The government is devoting up to $250 million of the $1 billion in stimulus money for outreach, particularly for traditionally hard-to-count minorities.

But Hispanics, blacks and other groups are warning that traditional census outreach will not be enough, citing in particular rising anti-immigration sentiment after the Sept. 11, 2001 terror attacks.

Arturo Vargas, executive director of the National Association of Latino Elected and Appointed Officials, praised Groves as a well-regarded academic, calling the question of statistical adjustment in the 2010 census a "non-issue" because there are no plans for it.

Rep. William Lacy Clay, D-Mo., who chairs a House subcommittee on the census, said Groves will be a strong and effective manager for the bureau. "I look forward to working closely with him to reduce the undercount of minorities," said Clay, speaking also on behalf of the Congressional Black Caucus.

Republicans have been crying foul after the White House earlier this year indicated that it would take greater control over the census to address minority group concerns about Obama's initial nomination of GOP Sen. Judd Gregg as Commerce secretary.

Gregg later withdrew his nomination, partly citing disagreements over handling of the census.

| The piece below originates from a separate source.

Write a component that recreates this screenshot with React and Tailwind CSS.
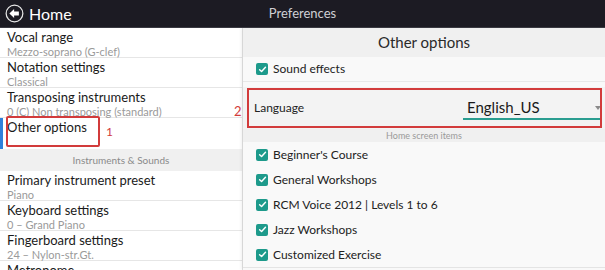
const leftRows = [
  { title: 'Vocal range', sub: 'Mezzo-soprano (G-clef)' },
  { title: 'Notation settings', sub: 'Classical' },
  { title: 'Transposing instruments', sub: '0 (C) Non transposing (standard)' },
];

const instrumentRows = [
  { title: 'Primary instrument preset', sub: 'Piano' },
  { title: 'Keyboard settings', sub: '0 – Grand Piano' },
  { title: 'Fingerboard settings', sub: '24 – Nylon-str.Gt.' },
  { title: 'Metronome', sub: '' },
];

const homeItems = [
  "Beginner's Course",
  'General Workshops',
  'RCM Voice 2012 | Levels 1 to 6',
  'Jazz Workshops',
  'Customized Exercise',
];

function Checkbox() {
  return (
    <span className="flex h-[12px] w-[12px] shrink-0 items-center justify-center rounded-[2px] bg-[#1d9a8b]">
      <svg width="9" height="9" viewBox="0 0 10 10" fill="none">
        <path d="M1.8 5.2 L4 7.3 L8.3 2.6" stroke="white" strokeWidth="1.6" strokeLinecap="round" strokeLinejoin="round" />
      </svg>
    </span>
  );
}

function SettingRow({ title, sub }) {
  return (
    <div className="h-[30px] shrink-0 border-b border-[#e6e6e6] px-[7px] pt-[2px]">
      <p className="text-[13px] leading-[15px] text-[#1a1a1a]">{title}</p>
      {sub && <p className="text-[11px] leading-[13px] text-[#9a9a9a]">{sub}</p>}
    </div>
  );
}

function BackIcon() {
  return (
    <svg width="19" height="19" viewBox="0 0 20 20">
      <circle cx="10" cy="10" r="8.8" fill="none" stroke="#e8e8e8" strokeWidth="1.3" />
      <path d="M4.6 10 L9.6 5.2 L9.6 8 L14.6 8 L14.6 12 L9.6 12 L9.6 14.8 Z" fill="white" />
    </svg>
  );
}

export default function App() {
  return (
    <div
      className="flex h-[270px] w-[605px] flex-col overflow-hidden bg-white"
      style={{ fontFamily: 'Lato, "Noto Sans", sans-serif' }}
    >
      <header className="relative flex h-[28px] shrink-0 items-center border-b border-[#3a3a42] bg-[#1c1b23] px-[5px]">
        <BackIcon />
        <span className="ml-[5px] text-[16px] leading-none text-white">Home</span>
        <span className="absolute left-1/2 -translate-x-1/2 text-[13px] text-[#cfcfd4]">Preferences</span>
      </header>

      <div className="flex min-h-0 flex-1">
        <aside className="flex w-[243px] shrink-0 flex-col border-r border-[#e2e2e2] bg-white">
          {leftRows.map((row) => (
            <SettingRow key={row.title} {...row} />
          ))}
          <div className="relative h-[31px] shrink-0 px-[7px] pt-[2px]">
            <span className="absolute left-0 top-0 h-full w-[3px] bg-[#2f80db]" />
            <p className="text-[13px] leading-[15px] text-[#1a1a1a]">Other options</p>
            <span className="absolute left-[6px] top-[-2px] h-[31px] w-[94px] rounded-[2px] border-2 border-[#d23b3b]" />
            <span className="absolute left-[106px] top-[5px] text-[12px] text-[#d23b3b]">1</span>
          </div>
          <div className="flex h-[22px] shrink-0 items-center justify-center bg-[#f0f0f0] text-[10px] text-[#8a8a8a]">
            Instruments &amp; Sounds
          </div>
          {instrumentRows.map((row) => (
            <SettingRow key={row.title} {...row} />
          ))}
        </aside>

        <section className="flex min-w-0 flex-1 flex-col bg-[#f9f9f9] shadow-[-2px_0_3px_rgba(0,0,0,0.06)]">
          <div className="flex h-[29px] shrink-0 items-center justify-center bg-[#f0f0f0] text-[15px] text-[#2a2a2a]">
            Other options
          </div>
          <div className="flex h-[25px] shrink-0 items-center gap-[5px] border-b border-[#e8e8e8] pl-[13px]">
            <Checkbox />
            <span className="text-[12px] text-[#222]">Sound effects</span>
          </div>
          <div className="relative mt-[5px] flex h-[42px] shrink-0 items-center bg-[#f3f3f3] pl-[11px]">
            <span className="text-[12px] text-[#222]">Language</span>
            <div className="relative ml-auto mr-[3px] flex h-[24px] w-[139px] items-center border-b-2 border-[#2a9d90] pl-[4px]">
              <span className="text-[15px] text-[#1a1a1a]">English_US</span>
              <span className="absolute right-[1px] top-[10px] h-0 w-0 border-x-[3px] border-t-[4px] border-x-transparent border-t-[#8a8a8a]" />
            </div>
            <span className="absolute left-[4px] top-[1px] h-[40px] w-[355px] border-2 border-[#d23b3b]" />
            <span className="absolute left-[-9px] top-[15px] text-[13px] text-[#d23b3b]">2</span>
          </div>
          <div className="flex h-[13px] shrink-0 items-center justify-center bg-[#f0f0f0] text-[9px] leading-none text-[#9a9a9a]">
            Home screen items
          </div>
          {homeItems.map((item) => (
            <div key={item} className="flex h-[25px] shrink-0 items-center gap-[5px] pl-[13px]">
              <Checkbox />
              <span className="text-[12px] text-[#222]">{item}</span>
            </div>
          ))}
          <div className="border-t border-[#e4e4e4]" />
        </section>
      </div>
    </div>
  );
}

The White House has since made clear that Locke will make the final decisions regarding the 2010 head count.

Democrats and Republicans for years have disagreed on whether the census should be based on a strict head count or cross-checked against a "statistical adjustment" to include hard-to-track people, particularly minorities, who might have been missed.

Meanwhile, the cost of the 2010 census is estimated to be $15 billion, the most expensive ever, and experts have long said the Census Bureau must do more to reduce a persistent undercount among minorities, as well as to modernize what is basically a paper mailing operation that has been in place for decades.